Filed under: Outpost life — Loxias @ 12:28 am

So, this Compatrido I barely know decided to return to “his country” (this is how Compatridia is described if you criticise Outposters, otherwise, it is “Motherland”, thank you very much). He made me power-of-attorney to sell his car and left me with the key (if interested, reader, it is still up for sale). Why me? I was the one person he trusted, he said (no, this has nothing to do with me being trustworthy or with my character and ethos).

This Outposter rang me last Sunday and asked me to drive the car to his place (some 8 km from here) so that he can have a look. I explained to him I am busy and whether he would be so kind to come over to my neighbourhood, where the car is parked, on Wednesday. He eagerly agreed, got the address and detailed directions and made me an appointment for 5.30.

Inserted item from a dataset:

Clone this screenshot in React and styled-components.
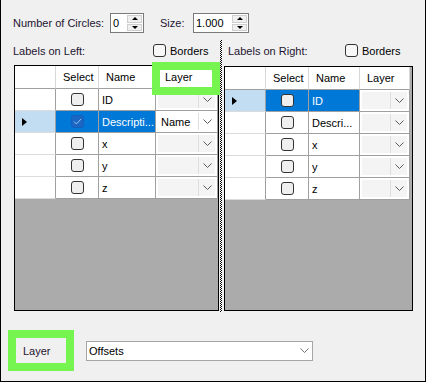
import { Fragment } from "react";
import styled, { createGlobalStyle } from "styled-components";

const GlobalStyle = createGlobalStyle`
  body {
    margin: 0;
    font-family: "Liberation Sans", Arial, sans-serif;
    font-size: 11px;
    color: #000;
  }
`;

const Window = styled.div`
  width: 426px;
  height: 382px;
  box-sizing: border-box;
  background: #f0f0f0;
  border-left: 1px solid #000;
  border-right: 1px solid #000;
  border-bottom: 1px solid #000;
  display: flex;
  flex-direction: column;
`;

const TopRow = styled.div`
  display: flex;
  align-items: center;
  height: 20px;
  margin-top: 13px;
  padding-left: 12px;
`;

const FieldLabel = styled.span`
  width: ${(p) => p.$width}px;
  margin-left: ${(p) => p.$gap || 0}px;
  color: #1e1430;
`;

const SpinBox = styled.div`
  width: ${(p) => p.$width}px;
  height: 20px;
  box-sizing: border-box;
  border: 1px solid #7a7a7a;
  background: #fff;
  display: flex;
`;

const SpinValue = styled.span`
  flex: 1;
  padding-left: 2px;
  line-height: 18px;
`;

const SpinButtons = styled.div`
  width: 15px;
  display: flex;
  flex-direction: column;
  padding: 1px 1px 1px 0;
  gap: 1px;
`;

const SpinBtn = styled.div`
  flex: 1;
  background: #f0f0f0;
  border: 1px solid #cfcfcf;
  display: flex;
  align-items: center;
  justify-content: center;

  &::after {
    content: "";
    border-left: 3px solid transparent;
    border-right: 3px solid transparent;
    ${(p) => (p.$up ? "border-bottom: 3px solid #000;" : "border-top: 3px solid #000;")}
  }
`;

const SplitArea = styled.div`
  display: flex;
  height: 272px;
  margin-top: 7px;
  padding-left: 12px;
`;

const Panel = styled.div`
  width: ${(p) => p.$width}px;
  display: flex;
  flex-direction: column;
  padding-bottom: 1px;
  box-sizing: border-box;
`;

const LabelRow = styled.div`
  display: flex;
  align-items: center;
  height: 21px;
`;

const PanelTitle = styled.span`
  width: ${(p) => p.$width}px;
  box-sizing: border-box;
  padding-left: ${(p) => p.$pad || 0}px;
  color: #1e1430;
`;

const CheckLabel = styled.label`
  display: flex;
  align-items: center;
  gap: 4px;
`;

const Box = styled.span`
  width: 13px;
  height: 13px;
  box-sizing: border-box;
  border: 1px solid ${(p) => (p.$checked ? "#1560bd" : "#333")};
  border-radius: 3px;
  background: ${(p) => (p.$checked ? "#1a66c2" : p.$light ? "#f7f7f7" : "#efefef")};
  display: flex;
  align-items: center;
  justify-content: center;
`;

const Splitter = styled.div`
  width: 4px;
  background: repeating-conic-gradient(#000 0 25%, #fff 0 50%) 1px 0 / 2px 2px;
  background-size: 2px 2px;
  background-clip: content-box;
  padding: 0 1px;
  box-sizing: border-box;
`;

const GridBox = styled.div`
  flex: 1;
  margin-top: ${(p) => p.$top}px;
  margin-left: 1px;
  border: 1px solid #000;
  background: #ababab;
`;

const GridTable = styled.div`
  display: grid;
  grid-template-columns: ${(p) => p.$cols};
  grid-template-rows: 23px repeat(5, 22px);
`;

const HeadCell = styled.div`
  position: relative;
  background: #fff;
  border-right: 1px solid #d8d8d8;
  border-bottom: 1px solid #a0a0a0;
  padding-left: ${(p) => p.$pad || 7}px;
  display: flex;
  align-items: center;
`;

const Highlight = styled.div`
  position: absolute;
  left: -4px;
  top: -4px;
  width: 68px;
  height: 33px;
  box-sizing: border-box;
  border: 8px solid #76f550;
  z-index: 2;
`;

const RowHead = styled.div`
  background: ${(p) => (p.$selected ? "#c2dcf2" : "#fff")};
  border-right: 1px solid #a0a0a0;
  border-bottom: 1px solid #dcdcdc;
  display: flex;
  align-items: center;
  padding-left: 7px;
`;

const Arrow = styled.span`
  border-left: 5px solid #000;
  border-top: 4px solid transparent;
  border-bottom: 4px solid transparent;
`;

const Cell = styled.div`
  background: ${(p) => (p.$selected ? "#0078d7" : "#fff")};
  color: ${(p) => (p.$selected ? "#fff" : "#000")};
  border-right: 1px solid #a0a0a0;
  border-bottom: 1px solid #a0a0a0;
  display: flex;
  align-items: center;
  justify-content: ${(p) => (p.$center ? "center" : "flex-start")};
  padding-left: ${(p) => (p.$center ? 0 : 3)}px;
  white-space: nowrap;
  overflow: hidden;
`;

const ComboCell = styled.div`
  background: #fff;
  border-right: 1px solid #a0a0a0;
  border-bottom: 1px solid #a0a0a0;
  padding: 1px;
  display: flex;
`;

const Combo = styled.div`
  flex: 1;
  display: flex;
  align-items: center;
  background: ${(p) => (p.$filled ? "#f4f4f4" : "#fff")};
  border: 1px solid #fff;
`;

const ComboValue = styled.span`
  flex: 1;
  padding-left: 3px;
`;

const DropBtn = styled.span`
  width: 16px;
  align-self: stretch;
  border-left: ${(p) => (p.$plain ? "none" : "1px solid #dedede")};
  display: flex;
  align-items: center;
  justify-content: center;
`;

const BottomRow = styled.div`
  display: flex;
  align-items: center;
  margin-top: 18px;
  padding-left: 7px;
`;

const LayerTag = styled.div`
  width: 66px;
  height: 41px;
  box-sizing: border-box;
  border: 8px solid #76f550;
  padding-left: 7px;
  display: flex;
  align-items: center;
  color: #1e1430;
`;

const SelectBox = styled.div`
  width: 227px;
  height: 20px;
  margin-left: 12px;
  box-sizing: border-box;
  border: 1px solid #a6a6a6;
  background: #fff;
  display: flex;
  align-items: center;
  padding-left: 2px;
`;

const SelectValue = styled.span`
  flex: 1;
`;

const Chevron = ({ color = "#5a5a5a" }) => (
  <svg width="9" height="5" viewBox="0 0 9 5">
    <polyline points="0.5,0.5 4.5,4.5 8.5,0.5" fill="none" stroke={color} strokeWidth="1" />
  </svg>
);

const Tick = () => (
  <svg width="9" height="7" viewBox="0 0 9 7">
    <polyline points="1,3.5 3.5,6 8,1" fill="none" stroke="#9cc3ee" strokeWidth="1" />
  </svg>
);

function Spinner({ value, width }) {
  return (
    <SpinBox $width={width}>
      <SpinValue>{value}</SpinValue>
      <SpinButtons>
        <SpinBtn $up />
        <SpinBtn />
      </SpinButtons>
    </SpinBox>
  );
}

function DataGrid({ cols, rows, top, highlight }) {
  return (
    <GridBox $top={top}>
      <GridTable $cols={cols}>
        <HeadCell />
        <HeadCell>Select</HeadCell>
        <HeadCell>Name</HeadCell>
        <HeadCell $pad={highlight ? 9 : 7}>
          Layer
          {highlight && <Highlight />}
        </HeadCell>
        {rows.map((r) => (
          <Fragment key={r.name}>
            <RowHead $selected={r.selected}>{r.selected && <Arrow />}</RowHead>
            <Cell $selected={r.selected} $center>
              <Box $checked={r.checked}>{r.checked && <Tick />}</Box>
            </Cell>
            <Cell $selected={r.selected}>{r.name}</Cell>
            <ComboCell>
              <Combo $filled={!r.layer}>
                <ComboValue>{r.layer}</ComboValue>
                <DropBtn>
                  <Chevron />
                </DropBtn>
              </Combo>
            </ComboCell>
          </Fragment>
        ))}
      </GridTable>
    </GridBox>
  );
}

const leftRows = [
  { name: "ID" },
  { name: "Descripti...", selected: true, checked: true, layer: "Name" },
  { name: "x" },
  { name: "y" },
  { name: "z" },
];

const rightRows = [
  { name: "ID", selected: true },
  { name: "Descri..." },
  { name: "x" },
  { name: "y" },
  { name: "z" },
];

export default function App() {
  return (
    <>
      <GlobalStyle />
      <Window>
        <TopRow>
          <FieldLabel $width={97}>Number of Circles:</FieldLabel>
          <Spinner value="0" width={34} />
          <FieldLabel $width={33} $gap={16}>Size:</FieldLabel>
          <Spinner value="1.000" width={56} />
        </TopRow>

        <SplitArea>
          <Panel $width={206}>
            <LabelRow>
              <PanelTitle $width={140}>Labels on Left:</PanelTitle>
              <CheckLabel>
                <Box $light />
                Borders
              </CheckLabel>
            </LabelRow>
            <DataGrid cols="41px 43px 57px 62px" rows={leftRows} top={4} highlight />
          </Panel>
          <Splitter />
          <Panel $width={190}>
            <LabelRow>
              <PanelTitle $width={122} $pad={5}>Labels on Right:</PanelTitle>
              <CheckLabel>
                <Box $light />
                Borders
              </CheckLabel>
            </LabelRow>
            <DataGrid cols="41px 43px 51px 50px" rows={rightRows} top={5} />
          </Panel>
        </SplitArea>

        <BottomRow>
          <LayerTag>Layer</LayerTag>
          <SelectBox>
            <SelectValue>Offsets</SelectValue>
            <DropBtn $plain>
              <Chevron color="#707070" />
            </DropBtn>
          </SelectBox>
        </BottomRow>
      </Window>
    </>
  );
}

I had the car washed this morning (well, there is another prospective buyer). I effectively organised my whole day so that I can be home just before 5.30. Obviously the git never showed up. I understand he might have had second thoughts or that he may have found something else by now. Still, the fact he did not bother cancelling the appointment hardly surprised me, although it annoyed me. Six years on, I have somehow learned to automatically file such lack of consideration for people’s time as typical Outposter behaviour. To be honest, I actually realised he was not coming to the appointment after he had been late for 45 minutes and after he had not rang me at least twice for directions — they do that a lot.

18 May, 2008

New York: air conditioning

Filed under: Travel — Loxias @ 10:47 pm

By the way: I resent going around with a sore throat for three days because Americans set the air-conditioning to ‘polar’ when the temperature creeps above 19 Celsius (I dunno what this is in Fahrenheit). Far more seriously, I resent Bangladesh drowning and glaciers melting because New York hotel cleaners set air-conditioners to ‘frostbite’ and also open the window right above it because it is sunny outside.

8 May, 2008

New York: the city that always eats

Filed under: Travel — Loxias @ 11:11 pm

Back from the gym. To my relief, I have actually lost a kilo in New York. I thought I would have gained at least a little weight, with all this food on display (and we would oblige).

I have never been to a city where so much and so diverse food is on offer throughout the city. The ubiquitous chains (plus some more local ones), delis, soup places, cafes, diners, restaurants, bistrots, fried chicken joints, pizza places, chinese places, trattorias, brazilian churruscarias, hot dog carts, gyros carts, doner carts, knish carts, pretzel carts, bagel carts… you get the picture. And they are everywhere (well, many of them). Most of the food on offer is fried, but it only takes walking 2 or 3 blocks before you find something suitable (or suitably fried, for that matter). If you would rather make something yourself (we couldn’t) the place is full of grocery shops with shiny apples and luscious mangoes on display.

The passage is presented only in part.